WHAT IS BEING ASKED: Repeat the material below exactly, with no pictures.

SOURCE DATA:
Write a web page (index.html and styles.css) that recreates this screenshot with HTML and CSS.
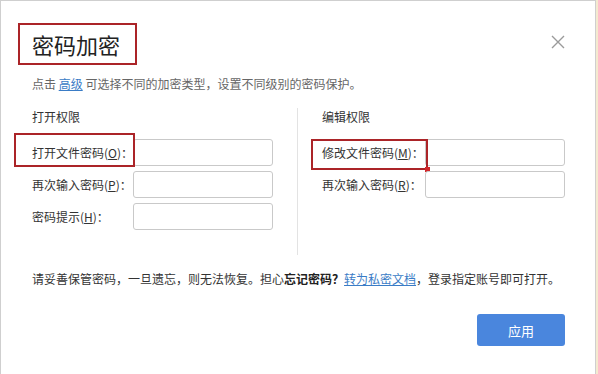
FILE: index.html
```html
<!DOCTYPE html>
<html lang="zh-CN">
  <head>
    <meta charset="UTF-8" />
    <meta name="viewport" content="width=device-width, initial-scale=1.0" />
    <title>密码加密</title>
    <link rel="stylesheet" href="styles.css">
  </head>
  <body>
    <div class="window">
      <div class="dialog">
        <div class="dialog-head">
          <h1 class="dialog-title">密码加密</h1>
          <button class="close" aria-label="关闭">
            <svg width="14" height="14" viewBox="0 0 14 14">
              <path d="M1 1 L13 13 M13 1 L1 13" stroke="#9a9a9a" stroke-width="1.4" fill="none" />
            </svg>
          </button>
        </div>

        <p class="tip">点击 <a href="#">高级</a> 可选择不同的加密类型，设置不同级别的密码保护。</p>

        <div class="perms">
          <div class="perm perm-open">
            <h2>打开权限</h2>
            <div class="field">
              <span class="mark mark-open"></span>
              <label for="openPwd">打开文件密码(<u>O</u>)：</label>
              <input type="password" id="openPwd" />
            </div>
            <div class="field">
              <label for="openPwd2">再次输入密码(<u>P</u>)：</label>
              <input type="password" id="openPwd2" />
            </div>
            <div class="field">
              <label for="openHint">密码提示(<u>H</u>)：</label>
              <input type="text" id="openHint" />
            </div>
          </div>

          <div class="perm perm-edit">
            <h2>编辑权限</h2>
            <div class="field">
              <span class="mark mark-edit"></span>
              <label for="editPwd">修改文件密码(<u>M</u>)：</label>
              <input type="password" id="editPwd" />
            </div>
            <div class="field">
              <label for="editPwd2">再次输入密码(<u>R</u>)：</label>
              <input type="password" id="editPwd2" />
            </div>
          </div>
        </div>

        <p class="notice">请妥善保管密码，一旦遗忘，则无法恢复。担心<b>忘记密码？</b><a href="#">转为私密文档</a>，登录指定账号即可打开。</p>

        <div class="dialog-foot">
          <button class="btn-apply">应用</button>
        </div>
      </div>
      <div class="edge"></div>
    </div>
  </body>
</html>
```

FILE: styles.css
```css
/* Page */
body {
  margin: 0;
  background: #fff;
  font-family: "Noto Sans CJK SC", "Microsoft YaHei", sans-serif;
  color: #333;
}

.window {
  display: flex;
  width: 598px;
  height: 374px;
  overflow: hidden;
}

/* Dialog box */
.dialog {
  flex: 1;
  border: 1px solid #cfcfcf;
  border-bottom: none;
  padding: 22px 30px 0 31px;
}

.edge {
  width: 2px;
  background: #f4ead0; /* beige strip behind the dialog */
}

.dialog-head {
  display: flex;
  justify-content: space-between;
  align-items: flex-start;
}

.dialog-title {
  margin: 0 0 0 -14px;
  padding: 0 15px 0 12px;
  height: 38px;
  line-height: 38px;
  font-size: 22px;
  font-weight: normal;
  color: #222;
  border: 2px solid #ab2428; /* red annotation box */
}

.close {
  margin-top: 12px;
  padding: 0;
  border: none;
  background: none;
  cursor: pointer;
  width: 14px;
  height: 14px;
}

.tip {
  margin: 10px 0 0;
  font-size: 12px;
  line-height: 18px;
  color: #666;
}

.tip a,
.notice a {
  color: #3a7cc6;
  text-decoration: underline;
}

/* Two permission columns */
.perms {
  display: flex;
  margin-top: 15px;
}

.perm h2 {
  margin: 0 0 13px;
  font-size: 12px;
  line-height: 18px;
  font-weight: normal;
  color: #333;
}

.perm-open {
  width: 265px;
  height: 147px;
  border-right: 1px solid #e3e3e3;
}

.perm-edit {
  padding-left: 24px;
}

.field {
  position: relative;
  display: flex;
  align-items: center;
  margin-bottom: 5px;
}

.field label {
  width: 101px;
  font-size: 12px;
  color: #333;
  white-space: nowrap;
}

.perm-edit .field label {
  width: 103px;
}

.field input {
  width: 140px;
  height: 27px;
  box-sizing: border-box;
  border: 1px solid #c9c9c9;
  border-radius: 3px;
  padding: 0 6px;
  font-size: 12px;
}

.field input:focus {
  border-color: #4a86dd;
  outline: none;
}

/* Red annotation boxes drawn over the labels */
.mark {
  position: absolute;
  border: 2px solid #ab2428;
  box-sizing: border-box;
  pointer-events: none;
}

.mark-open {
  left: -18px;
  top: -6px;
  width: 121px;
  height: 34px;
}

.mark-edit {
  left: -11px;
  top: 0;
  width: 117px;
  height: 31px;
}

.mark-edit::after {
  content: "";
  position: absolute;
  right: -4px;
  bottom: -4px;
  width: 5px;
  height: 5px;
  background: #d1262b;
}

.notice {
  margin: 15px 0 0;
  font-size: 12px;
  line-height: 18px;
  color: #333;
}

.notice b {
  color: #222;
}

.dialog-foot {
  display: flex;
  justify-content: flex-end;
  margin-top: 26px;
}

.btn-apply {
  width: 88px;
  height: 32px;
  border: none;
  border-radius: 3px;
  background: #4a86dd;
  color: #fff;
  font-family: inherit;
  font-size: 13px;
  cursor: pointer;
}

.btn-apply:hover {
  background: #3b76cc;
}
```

FINAL RESULT:
Write a web page (index.html and styles.css) that recreates this screenshot with HTML and CSS.
FILE: index.html
```html
<!DOCTYPE html>
<html lang="zh-CN">
  <head>
    <meta charset="UTF-8" />
    <meta name="viewport" content="width=device-width, initial-scale=1.0" />
    <title>密码加密</title>
    <link rel="stylesheet" href="styles.css">
  </head>
  <body>
    <div class="window">
      <div class="dialog">
        <div class="dialog-head">
          <h1 class="dialog-title">密码加密</h1>
          <button class="close" aria-label="关闭">
            <svg width="14" height="14" viewBox="0 0 14 14">
              <path d="M1 1 L13 13 M13 1 L1 13" stroke="#9a9a9a" stroke-width="1.4" fill="none" />
            </svg>
          </button>
        </div>

        <p class="tip">点击 <a href="#">高级</a> 可选择不同的加密类型，设置不同级别的密码保护。</p>

        <div class="perms">
          <div class="perm perm-open">
            <h2>打开权限</h2>
            <div class="field">
              <span class="mark mark-open"></span>
              <label for="openPwd">打开文件密码(<u>O</u>)：</label>
              <input type="password" id="openPwd" />
            </div>
            <div class="field">
              <label for="openPwd2">再次输入密码(<u>P</u>)：</label>
              <input type="password" id="openPwd2" />
            </div>
            <div class="field">
              <label for="openHint">密码提示(<u>H</u>)：</label>
              <input type="text" id="openHint" />
            </div>
          </div>

          <div class="perm perm-edit">
            <h2>编辑权限</h2>
            <div class="field">
              <span class="mark mark-edit"></span>
              <label for="editPwd">修改文件密码(<u>M</u>)：</label>
              <input type="password" id="editPwd" />
            </div>
            <div class="field">
              <label for="editPwd2">再次输入密码(<u>R</u>)：</label>
              <input type="password" id="editPwd2" />
            </div>
          </div>
        </div>

        <p class="notice">请妥善保管密码，一旦遗忘，则无法恢复。担心<b>忘记密码？</b><a href="#">转为私密文档</a>，登录指定账号即可打开。</p>

        <div class="dialog-foot">
          <button class="btn-apply">应用</button>
        </div>
      </div>
      <div class="edge"></div>
    </div>
  </body>
</html>
```

FILE: styles.css
```css
/* Page */
body {
  margin: 0;
  background: #fff;
  font-family: "Noto Sans CJK SC", "Microsoft YaHei", sans-serif;
  color: #333;
}

.window {
  display: flex;
  width: 598px;
  height: 374px;
  overflow: hidden;
}

/* Dialog box */
.dialog {
  flex: 1;
  border: 1px solid #cfcfcf;
  border-bottom: none;
  padding: 22px 30px 0 31px;
}

.edge {
  width: 2px;
  background: #f4ead0; /* beige strip behind the dialog */
}

.dialog-head {
  display: flex;
  justify-content: space-between;
  align-items: flex-start;
}

.dialog-title {
  margin: 0 0 0 -14px;
  padding: 0 15px 0 12px;
  height: 38px;
  line-height: 38px;
  font-size: 22px;
  font-weight: normal;
  color: #222;
  border: 2px solid #ab2428; /* red annotation box */
}

.close {
  margin-top: 12px;
  padding: 0;
  border: none;
  background: none;
  cursor: pointer;
  width: 14px;
  height: 14px;
}

.tip {
  margin: 10px 0 0;
  font-size: 12px;
  line-height: 18px;
  color: #666;
}

.tip a,
.notice a {
  color: #3a7cc6;
  text-decoration: underline;
}

/* Two permission columns */
.perms {
  display: flex;
  margin-top: 15px;
}

.perm h2 {
  margin: 0 0 13px;
  font-size: 12px;
  line-height: 18px;
  font-weight: normal;
  color: #333;
}

.perm-open {
  width: 265px;
  height: 147px;
  border-right: 1px solid #e3e3e3;
}

.perm-edit {
  padding-left: 24px;
}

.field {
  position: relative;
  display: flex;
  align-items: center;
  margin-bottom: 5px;
}

.field label {
  width: 101px;
  font-size: 12px;
  color: #333;
  white-space: nowrap;
}

.perm-edit .field label {
  width: 103px;
}

.field input {
  width: 140px;
  height: 27px;
  box-sizing: border-box;
  border: 1px solid #c9c9c9;
  border-radius: 3px;
  padding: 0 6px;
  font-size: 12px;
}

.field input:focus {
  border-color: #4a86dd;
  outline: none;
}

/* Red annotation boxes drawn over the labels */
.mark {
  position: absolute;
  border: 2px solid #ab2428;
  box-sizing: border-box;
  pointer-events: none;
}

.mark-open {
  left: -18px;
  top: -6px;
  width: 121px;
  height: 34px;
}

.mark-edit {
  left: -11px;
  top: 0;
  width: 117px;
  height: 31px;
}

.mark-edit::after {
  content: "";
  position: absolute;
  right: -4px;
  bottom: -4px;
  width: 5px;
  height: 5px;
  background: #d1262b;
}

.notice {
  margin: 15px 0 0;
  font-size: 12px;
  line-height: 18px;
  color: #333;
}

.notice b {
  color: #222;
}

.dialog-foot {
  display: flex;
  justify-content: flex-end;
  margin-top: 26px;
}

.btn-apply {
  width: 88px;
  height: 32px;
  border: none;
  border-radius: 3px;
  background: #4a86dd;
  color: #fff;
  font-family: inherit;
  font-size: 13px;
  cursor: pointer;
}

.btn-apply:hover {
  background: #3b76cc;
}
```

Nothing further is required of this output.